A hydrocele is a collection of fluid in the space around the testicle which is surrounded by a sac called the Tunica Vaginalis. Hydroceles can occur at any age and usually for no apparent reason. They often grow slowly over months or years.
- If the hydrocele is not causing any symptoms, it is sometimes left alone and monitored. If it becomes larger and causing discomfort, treatment may be required.
- Surgery to repair the hydrocele is indicated if the hydrocele is large and causing pain/discomfort. The repair is made through an incision in the scrotum. Depending on the size, the sac may be partially removed and/or wrapped inside out around the epididymis.
- Following surgery, the scrotum may be bruised, tender and swollen. This is because the raw area left in place of the hydrocele tends to ooze blood internally. This often takes two weeks to settle. Rarely, the testicle continues to make a lot of fluid, and a recurrent hydrocele reforms.

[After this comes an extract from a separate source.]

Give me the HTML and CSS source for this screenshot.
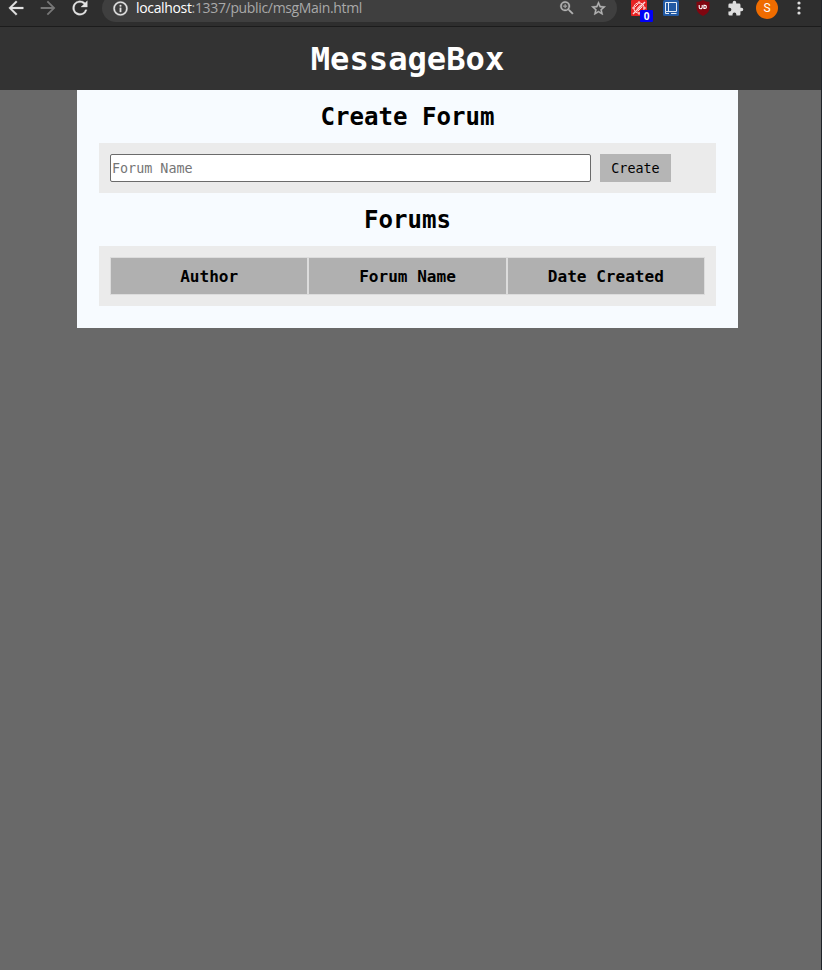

- It is wise to rest for a few days following your procedure.
- It is advisable you wear supportive underwear and take regular pain relief (as recommended by your surgeon).
- It is recommended you don’t do any heaving lifting for 2 weeks following procedure.
- You will return to the rooms for a wound check 1 week following your procedure and then 3 weeks later for a review with your surgeon.
- Please call the Practice Nurse if swelling is worsening, the scrotum is more painful or you have developed a fever.